Mass-rock, Coolmountain, Co. Cork
Co. Cork |
Holy Sites & Wells
A large flat slab of rock on a south-south-east-facing slope in Coolmountain, County Cork, carries a quiet but significant history in its dimensions and arrangement.
Known locally as the Mass Altar, it measures roughly three metres by one and a half, its upper surface lying level with the surrounding ground despite the incline beneath it. That levelness is deliberate: towards either end of the southern side, two upright supporting stones, known as orthostats, hold the slab in place, and between them a shallow chamber has been dug out from below, dropping around sixty centimetres into the earth.
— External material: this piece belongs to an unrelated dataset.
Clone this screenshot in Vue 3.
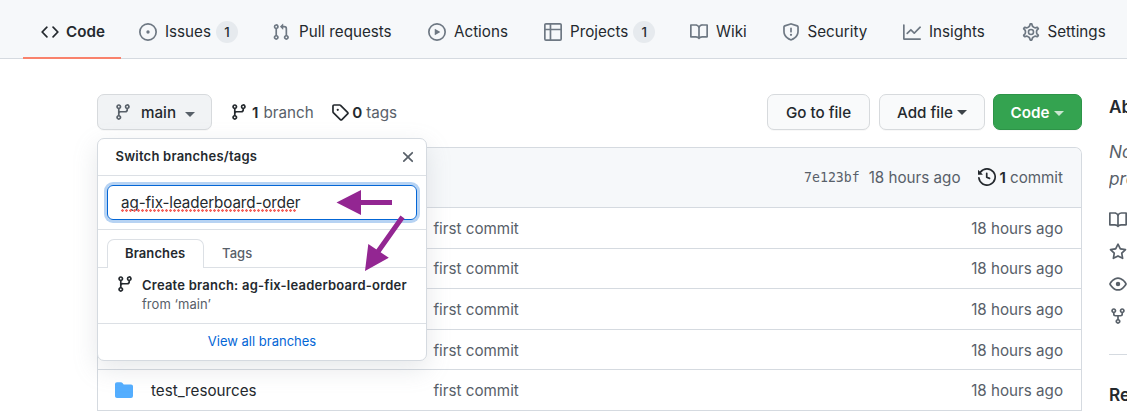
<script setup>
const icons = {
  code: 'M4.72 3.22a.75.75 0 011.06 1.06L2.06 8l3.72 3.72a.75.75 0 11-1.06 1.06L.47 8.53a.75.75 0 010-1.06l4.25-4.25zm6.56 0a.75.75 0 10-1.06 1.06L13.94 8l-3.72 3.72a.75.75 0 101.06 1.06l4.25-4.25a.75.75 0 000-1.06l-4.25-4.25z',
  issue: 'M8 9.5a1.5 1.5 0 100-3 1.5 1.5 0 000 3zM8 0a8 8 0 100 16A8 8 0 008 0zM1.5 8a6.5 6.5 0 1113 0 6.5 6.5 0 01-13 0z',
  pull: 'M7.177 3.073L9.573.677A.25.25 0 0110 .854v4.792a.25.25 0 01-.427.177L7.177 3.427a.25.25 0 010-.354zM3.75 2.5a.75.75 0 100 1.5.75.75 0 000-1.5zm-2.25.75a2.25 2.25 0 113 2.122v5.256a2.251 2.251 0 11-1.5 0V5.372A2.25 2.25 0 011.5 3.25zM11 2.5h-1V4h1a1 1 0 011 1v5.628a2.251 2.251 0 101.5 0V5A2.5 2.5 0 0011 2.5zm1 10.25a.75.75 0 111.5 0 .75.75 0 01-1.5 0zM3.75 12a.75.75 0 100 1.5.75.75 0 000-1.5z',
  play: 'M1.5 8a6.5 6.5 0 1113 0 6.5 6.5 0 01-13 0zM8 0a8 8 0 100 16A8 8 0 008 0zM6.379 5.227A.25.25 0 006 5.442v5.117a.25.25 0 00.379.214l4.264-2.559a.25.25 0 000-.428L6.379 5.227z',
  table: 'M0 1.75C0 .784.784 0 1.75 0h12.5C15.216 0 16 .784 16 1.75v12.5A1.75 1.75 0 0114.25 16H1.75A1.75 1.75 0 010 14.25V1.75zM1.5 6.5v7.75c0 .138.112.25.25.25H5v-8H1.5zM5 5H1.5V1.75a.25.25 0 01.25-.25H5V5zm1.5 1.5v8h7.75a.25.25 0 00.25-.25V6.5h-8zm8-1.5h-8V1.5h7.75a.25.25 0 01.25.25V5z',
  book: 'M0 1.75A.75.75 0 01.75 1h4.253c1.227 0 2.317.59 3 1.501A3.744 3.744 0 0111.006 1h4.245a.75.75 0 01.75.75v10.5a.75.75 0 01-.75.75h-4.507a2.25 2.25 0 00-1.591.659l-.622.621a.75.75 0 01-1.06 0l-.622-.621A2.25 2.25 0 005.258 13H.75a.75.75 0 01-.75-.75V1.75zm8.755 3a2.25 2.25 0 012.25-2.25H14.5v9h-3.757c-.71 0-1.4.201-1.992.572l.004-7.322zm-1.504 7.324l.004-5.073-.002-2.253A2.25 2.25 0 005.003 2.5H1.5v9h3.757a3.75 3.75 0 011.994.574z',
  shield: 'M7.467.133a1.75 1.75 0 011.066 0l5.25 1.68A1.75 1.75 0 0115 3.48V7c0 1.566-.32 3.182-1.303 4.682-.983 1.498-2.585 2.813-5.032 3.855a1.7 1.7 0 01-1.33 0c-2.447-1.042-4.049-2.357-5.032-3.855C1.32 10.182 1 8.566 1 7V3.48a1.75 1.75 0 011.217-1.667l5.25-1.68zm.61 1.429a.25.25 0 00-.153 0l-5.25 1.68a.25.25 0 00-.174.238V7c0 1.358.275 2.666 1.057 3.86.784 1.194 2.121 2.34 4.366 3.297a.2.2 0 00.154 0c2.245-.956 3.582-2.104 4.366-3.298C13.225 9.666 13.5 8.36 13.5 7V3.48a.25.25 0 00-.174-.237l-5.25-1.68zM9 10.5a1 1 0 11-2 0 1 1 0 012 0zm-.25-5.75a.75.75 0 10-1.5 0v3a.75.75 0 001.5 0v-3z',
  graph: 'M1.5 1.75a.75.75 0 00-1.5 0v12.5c0 .414.336.75.75.75h14.5a.75.75 0 000-1.5H1.5V1.75zm14.28 2.53a.75.75 0 00-1.06-1.06L10 7.94 7.53 5.47a.75.75 0 00-1.06 0L3.22 8.72a.75.75 0 001.06 1.06L7 7.06l2.47 2.47a.75.75 0 001.06 0l5.25-5.25z',
  gear: 'M7.429 1.525a6.593 6.593 0 011.142 0c.036.003.108.036.137.146l.289 1.105c.147.56.55.967.997 1.189.174.086.341.183.501.29.417.278.97.423 1.53.27l1.102-.303c.11-.03.175.016.195.046.219.31.41.641.573.989.014.031.022.11-.059.19l-.815.806c-.411.406-.562.957-.53 1.456a4.588 4.588 0 010 .582c-.032.499.119 1.05.53 1.456l.815.806c.08.08.073.159.059.19a6.494 6.494 0 01-.573.99c-.02.029-.086.074-.195.045l-1.103-.303c-.559-.153-1.112-.008-1.529.27-.16.107-.327.204-.5.29-.449.222-.851.628-.998 1.189l-.289 1.105c-.029.11-.101.143-.137.146a6.613 6.613 0 01-1.142 0c-.036-.003-.108-.037-.137-.146l-.289-1.105c-.147-.56-.55-.967-.997-1.189a4.502 4.502 0 01-.501-.29c-.417-.278-.97-.423-1.53-.27l-1.102.303c-.11.03-.175-.016-.195-.046a6.492 6.492 0 01-.573-.989c-.014-.031-.022-.11.059-.19l.815-.806c.411-.406.562-.957.53-1.456a4.587 4.587 0 010-.582c.032-.499-.119-1.05-.53-1.456l-.815-.806c-.08-.08-.073-.159-.059-.19a6.44 6.44 0 01.573-.99c.02-.029.086-.075.195-.045l1.103.303c.559.153 1.112.008 1.529-.27.16-.107.327-.204.5-.29.449-.222.851-.628.998-1.189l.289-1.105c.029-.11.101-.143.137-.146z',
  branch: 'M11.75 2.5a.75.75 0 100 1.5.75.75 0 000-1.5zm-2.25.75a2.25 2.25 0 113 2.122V6A2.5 2.5 0 0110 8.5H6a1 1 0 00-1 1v1.128a2.251 2.251 0 11-1.5 0V5.372a2.25 2.25 0 111.5 0v1.836A2.492 2.492 0 016 7h4a1 1 0 001-1v-.628A2.25 2.25 0 019.5 3.25zM4.25 12a.75.75 0 100 1.5.75.75 0 000-1.5zM3.5 3.25a.75.75 0 111.5 0 .75.75 0 01-1.5 0z',
  tag: 'M2.5 7.775V2.75a.25.25 0 01.25-.25h5.025a.25.25 0 01.177.073l6.25 6.25a.25.25 0 010 .354l-5.025 5.025a.25.25 0 01-.354 0l-6.25-6.25a.25.25 0 01-.073-.177zm-1.5 0V2.75C1 1.784 1.784 1 2.75 1h5.025c.464 0 .91.184 1.238.513l6.25 6.25a1.75 1.75 0 010 2.474l-5.026 5.026a1.75 1.75 0 01-2.474 0l-6.25-6.25A1.75 1.75 0 011 7.775zM6 5a1 1 0 100 2 1 1 0 000-2z',
  close: 'M3.72 3.72a.75.75 0 011.06 0L8 6.94l3.22-3.22a.75.75 0 111.06 1.06L9.06 8l3.22 3.22a.75.75 0 11-1.06 1.06L8 9.06l-3.22 3.22a.75.75 0 01-1.06-1.06L6.94 8 3.72 4.78a.75.75 0 010-1.06z',
  history: 'M1.643 3.143L.427 1.927A.25.25 0 000 2.104V5.75c0 .138.112.25.25.25h3.646a.25.25 0 00.177-.427L2.715 4.215a6.5 6.5 0 11-1.18 4.458.75.75 0 10-1.493.154 8.001 8.001 0 101.6-5.684zM7.75 4a.75.75 0 01.75.75v2.992l2.028.812a.75.75 0 01-.557 1.392l-2.5-1A.75.75 0 017 8.25v-3.5A.75.75 0 017.75 4z',
  folder: 'M1.75 1A1.75 1.75 0 000 2.75v10.5C0 14.216.784 15 1.75 15h12.5A1.75 1.75 0 0016 13.25v-8.5A1.75 1.75 0 0014.25 3h-6.5a.25.25 0 01-.2-.1l-.9-1.2c-.33-.44-.85-.7-1.4-.7h-3.5z',
  star: 'M8 .25a.75.75 0 01.673.418l1.882 3.815 4.21.612a.75.75 0 01.416 1.279l-3.046 2.97.719 4.192a.75.75 0 01-1.088.791L8 12.347l-3.766 1.98a.75.75 0 01-1.088-.79l.72-4.194L.818 6.374a.75.75 0 01.416-1.28l4.21-.611L7.327.668A.75.75 0 018 .25zm0 2.445L6.615 5.5a.75.75 0 01-.564.41l-3.097.45 2.24 2.184a.75.75 0 01.216.664l-.528 3.084 2.769-1.456a.75.75 0 01.698 0l2.77 1.456-.53-3.084a.75.75 0 01.216-.664l2.24-2.183-3.096-.45a.75.75 0 01-.564-.41L8 2.694v.001z',
  eye: 'M1.679 7.932c.412-.621 1.242-1.75 2.366-2.717C5.175 4.242 6.527 3.5 8 3.5c1.473 0 2.824.742 3.955 1.715 1.124.967 1.954 2.096 2.366 2.717a.119.119 0 010 .136c-.412.621-1.242 1.75-2.366 2.717C10.825 11.758 9.473 12.5 8 12.5c-1.473 0-2.824-.742-3.955-1.715C2.92 9.818 2.09 8.69 1.679 8.068a.119.119 0 010-.136zM8 2c-1.981 0-3.67.992-4.933 2.078C1.797 5.169.88 6.423.43 7.1a1.619 1.619 0 000 1.798c.45.678 1.367 1.932 2.637 3.024C4.329 13.008 6.019 14 8 14c1.981 0 3.67-.992 4.933-2.078 1.27-1.091 2.187-2.345 2.637-3.023a1.619 1.619 0 000-1.798c-.45-.678-1.367-1.932-2.637-3.023C11.671 2.992 9.981 2 8 2zm0 8a2 2 0 100-4 2 2 0 000 4z',
  fork: 'M5 3.25a.75.75 0 11-1.5 0 .75.75 0 011.5 0zm0 2.122a2.25 2.25 0 10-1.5 0v.878A2.25 2.25 0 005.75 8.5h1.5v2.128a2.251 2.251 0 101.5 0V8.5h1.5a2.25 2.25 0 002.25-2.25v-.878a2.25 2.25 0 10-1.5 0v.878a.75.75 0 01-.75.75h-4.5A.75.75 0 015 6.25v-.878zm3.75 7.378a.75.75 0 11-1.5 0 .75.75 0 011.5 0zm3-8.75a.75.75 0 100-1.5.75.75 0 000 1.5z',
}
const tabs = [
  { name: 'Code', icon: 'code', active: true },
  { name: 'Issues', icon: 'issue', count: 1 },
  { name: 'Pull requests', icon: 'pull' },
  { name: 'Actions', icon: 'play' },
  { name: 'Projects', icon: 'table', count: 1 },
  { name: 'Wiki', icon: 'book' },
  { name: 'Security', icon: 'shield' },
  { name: 'Insights', icon: 'graph' },
  { name: 'Settings', icon: 'gear' },
]
const rows = ['', '', '', '', 'test_resources']
const meta = ['book', 'star', 'eye', 'fork']
</script>

<template>
  <div class="page">
    <nav class="nav">
      <a v-for="t in tabs" :key="t.name" class="tab" :class="{ active: t.active }">
        <svg v-if="t.icon === 'gear'" class="icon" viewBox="0 0 16 16">
          <path class="gear" transform="translate(8 8) scale(1.1) translate(-8 -8)" :d="icons.gear" />
          <circle class="gear" cx="8" cy="8" r="2.25" />
        </svg>
        <svg v-else class="icon" viewBox="0 0 16 16"><path fill-rule="evenodd" :d="icons[t.icon]" /></svg>
        <span class="label">{{ t.name }}</span>
        <span v-if="t.count" class="count">{{ t.count }}</span>
      </a>
    </nav>

    <div class="layout">
      <main class="main">
        <div class="toolbar">
          <button class="btn branch-btn">
            <svg class="icon" viewBox="0 0 16 16"><path fill-rule="evenodd" :d="icons.branch" /></svg>
            <span>main</span><i class="caret"></i>
          </button>
          <a class="stat branches"><svg class="icon" viewBox="0 0 16 16"><path fill-rule="evenodd" :d="icons.branch" /></svg><b>1</b><span>branch</span></a>
          <a class="stat tags"><svg class="icon" viewBox="0 0 16 16"><path fill-rule="evenodd" :d="icons.tag" /></svg><b>0</b><span>tags</span></a>
          <span class="spacer"></span>
          <button class="btn goto"><span>Go to file</span></button>
          <button class="btn add"><span>Add file</span><i class="caret"></i></button>
          <button class="btn clone"><span>Code</span><i class="caret"></i></button>
        </div>

        <div class="files">
          <div class="commit-bar">
            <code>7e123bf</code>
            <span class="when">18 hours ago</span>
            <svg class="icon" viewBox="0 0 16 16"><path fill-rule="evenodd" :d="icons.history" /></svg>
            <b>1</b><span>commit</span>
          </div>
          <div v-for="(name, i) in rows" :key="i" class="row">
            <div class="name">
              <template v-if="name">
                <svg class="icon folder" viewBox="0 0 16 16"><path :d="icons.folder" /></svg>
                <span>{{ name }}</span>
              </template>
            </div>
            <span class="message">first commit</span>
            <span class="age">18 hours ago</span>
          </div>
        </div>

        <section class="menu">
          <header class="menu-head">
            <span>Switch branches/tags</span>
            <svg class="close" viewBox="0 0 16 16"><path :d="icons.close" /></svg>
          </header>
          <div class="filter">
            <div class="field"><span class="typed">ag-fix-leaderboard-order</span></div>
          </div>
          <div class="menu-tabs">
            <span class="menu-tab selected">Branches</span>
            <span class="menu-tab">Tags</span>
          </div>
          <div class="create">
            <svg class="icon" viewBox="0 0 16 16"><path fill-rule="evenodd" :d="icons.branch" /></svg>
            <div>
              <div class="create-title">Create branch: ag-fix-leaderboard-order</div>
              <div class="create-from">from ‘main’</div>
            </div>
          </div>
          <a class="view-all">View all branches</a>
        </section>
      </main>

      <aside class="side">
        <h2 class="about">Ab</h2>
        <p class="desc">No<br>pro</p>
        <div class="meta">
          <svg v-for="m in meta" :key="m" class="icon" viewBox="0 0 16 16"><path fill-rule="evenodd" :d="icons[m]" /></svg>
        </div>
        <h2 class="releases">Re</h2>
      </aside>
    </div>

    <svg class="arrows" viewBox="0 0 1127 411">
      <path class="shaft" d="M392 202.5H360M402.5 217L377 253" />
      <path d="M336.5 202.5L361 190v25zM365 271l3.3-27 20.5 13.8z" />
    </svg>
  </div>
</template>

<style>
body { margin: 0; background: #fff; }
</style>

<style scoped>
.page { position: relative; width: 1127px; height: 411px; overflow: hidden; box-sizing: border-box; font: 15.2px/24px Inter, "Liberation Sans", sans-serif; color: #24292e; white-space: nowrap; background: #fff; }
.page * { box-sizing: border-box; }
.icon { width: 18px; height: 18px; flex: none; fill: currentColor; }
.nav { display: grid; grid-template-columns: 98px 133px 156px 116px 146px 91.5px 121.5px 118.5px 130px; height: 59px; padding-left: 23px; background: #f6f8fa; border-bottom: 1px solid #d5dae0; }
.tab { display: flex; align-items: center; height: 59px; padding: 7px 0 0 18px; border-bottom: 2px solid transparent; }
.tab.active { font-weight: 600; border-color: #f9826c; }
.tab .icon { color: #6e7883; margin-right: 8px; }
.tab:nth-child(3) .icon { margin-right: 9px; }
.tab.active .icon { color: #24292e; margin-right: 7px; }
.gear { fill: none; stroke: currentColor; stroke-width: 1.4; }
.count { width: 22px; height: 22px; margin-left: 5px; border-radius: 11px; background: #e6eaee; font-size: 13.2px; font-weight: 500; line-height: 22px; text-align: center; }

.layout { display: grid; grid-template-columns: 985px 18px; column-gap: 27px; padding: 35px 0 0 97px; }
.main { position: relative; }
.toolbar { display: flex; align-items: center; height: 36px; }
.btn { display: flex; align-items: center; justify-content: center; height: 36px; padding: 0; border: 1px solid #d7dadd; border-radius: 7px; background: #f9fafb; color: #24292e; font: 500 15.2px/24px Inter, "Liberation Sans", sans-serif; box-shadow: 0 1px 0 rgba(27, 31, 35, .03); }
.btn span, .stat span, .stat b { padding-top: 2px; }
.caret { border: 5px solid transparent; border-top-color: currentColor; border-bottom: 0; margin-left: 5px; }
.branch-btn { width: 115px; background: #f1f3f5; }
.branch-btn .icon { color: #586069; margin-right: 9px; }
.branch-btn .caret { margin: 4px 0 0 9px; color: #586069; }
.stat { display: flex; align-items: center; color: #586069; }
.stat .icon, .stat b { color: #24292e; }
.stat b { font-weight: 600; margin: 0 5px 0 4px; }
.branches { margin-left: 18px; }
.tags { margin-left: 17.5px; }
.tags b { margin: 0 4px 0 3px; }
.spacer { flex: 1; }
.goto { width: 103px; }
.add { width: 106px; margin-left: 9px; }
.add .caret { margin-left: 4px; color: #3d4349; }
.clone { width: 89px; margin-left: 8px; background: #34a350; border-color: #2d9448; color: #fff; font-weight: 600; }
.clone .caret { color: #c9e6d0; margin-top: 3px; }

.files { margin-top: 17px; border: 1px solid #d5dae0; border-bottom: 0; border-radius: 7px 7px 0 0; overflow: hidden; color: #586069; }
.commit-bar { display: flex; align-items: center; justify-content: flex-end; height: 60px; padding-right: 18px; background: #f6f8fa; border-bottom: 1px solid #d5dae0; }
.commit-bar code { font: 13.2px "DejaVu Sans Mono", monospace; margin-right: 9px; }
.commit-bar .when { margin-right: 17px; }
.commit-bar .icon { color: #24292e; margin: -2px 4px 0 0; }
.commit-bar b { font-weight: 600; color: #24292e; margin-right: 4px; }
.row { display: grid; grid-template-columns: 335.5px 1fr auto; align-items: center; height: 40.6px; padding-right: 18px; border-bottom: 1px solid #d5dae0; }
.row span { padding-top: 2px; }
.name { display: flex; align-items: center; padding-left: 17px; color: #24292e; }
.folder { color: #54aeff; margin-right: 18px; }

.menu { position: absolute; top: 44px; left: 0; width: 330px; height: 223px; border: 1px solid #d5dae0; border-radius: 7px; background: #fff; box-shadow: 0 8px 24px rgba(140, 149, 159, .22); font-size: 13px; line-height: 20px; }
.menu-head { display: flex; align-items: center; justify-content: space-between; height: 37px; padding: 0 9px 0 17.5px; border-bottom: 1px solid #dce0e5; font-weight: 600; letter-spacing: .22px; }
.menu-head span { padding-bottom: 2px; }
.close { width: 18px; height: 18px; fill: #586069; }
.filter { height: 54px; padding: 9px; border-bottom: 1px solid #dce0e5; }
.field { display: flex; align-items: center; height: 35px; padding-left: 13px; border: 1px solid #0366d6; border-radius: 6px; box-shadow: 0 0 0 3px #b7d3f3; font-size: 15.2px; letter-spacing: -.1px; }
.typed { position: relative; }
.typed::after { content: ''; position: absolute; left: 0; right: 3px; bottom: 1px; height: 3px; background: radial-gradient(circle at 1.5px 1.5px, #f4645f 1.1px, transparent 1.5px) 0 0 / 4px 3px repeat-x; }
.menu-tabs { display: flex; height: 38px; padding: 9px 9px 0; border-bottom: 1px solid #dce0e5; color: #586069; font-weight: 500; }
.menu-tab { height: 29px; padding: 4px 18px; letter-spacing: .1px; }
.menu-tab.selected { width: 97px; padding: 3px 17px; border: 1px solid #dce0e5; border-bottom: 0; border-radius: 7px 7px 0 0; background: #fff; color: #24292e; font-weight: 600; }
.create { display: flex; height: 56px; padding: 8px 0 0 18px; border-bottom: 1px solid #dce0e5; }
.create .icon { margin: -1px 8px 0 0; }
.create-title { font-weight: 600; line-height: 19px; letter-spacing: .22px; }
.create-from { color: #586069; line-height: 19px; letter-spacing: .05px; }
.view-all { display: block; padding-top: 7px; text-align: center; color: #0366d6; }

.side { overflow: hidden; height: 317px; color: #586069; }
.about, .releases { margin: 0; font-size: 17.2px; line-height: 24px; font-weight: 600; color: #24292e; }
.about { padding-top: 1px; }
.desc { margin: 19px 0 0; font-size: 17.2px; line-height: 27px; font-style: italic; }
.meta { display: flex; flex-direction: column; gap: 14px; margin-top: 19px; height: 144px; border-bottom: 1px solid #d5dae0; }
.releases { margin-top: 28px; }
.arrows { position: absolute; inset: 0; width: 1127px; height: 411px; fill: #932692; }
.shaft { fill: none; stroke: #932692; stroke-width: 5; }
</style>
The site belongs to the tradition of mass rocks, outdoor locations where Catholic priests celebrated the sacraments during the Penal Law era, roughly the late seventeenth and early eighteenth centuries, when Catholic worship was prohibited or severely restricted under British legislation. Congregations would gather at remote or inconspicuous spots, often on hillsides or in hollows, where a flat rock served in place of an altar. The Coolmountain example is unusually structured: the sub-slab chamber and the orthostatic supports give it something closer to a constructed monument than a simple opportunistic outcrop, suggesting either deliberate adaptation of an existing feature or, perhaps, a longer local memory attached to the stone itself.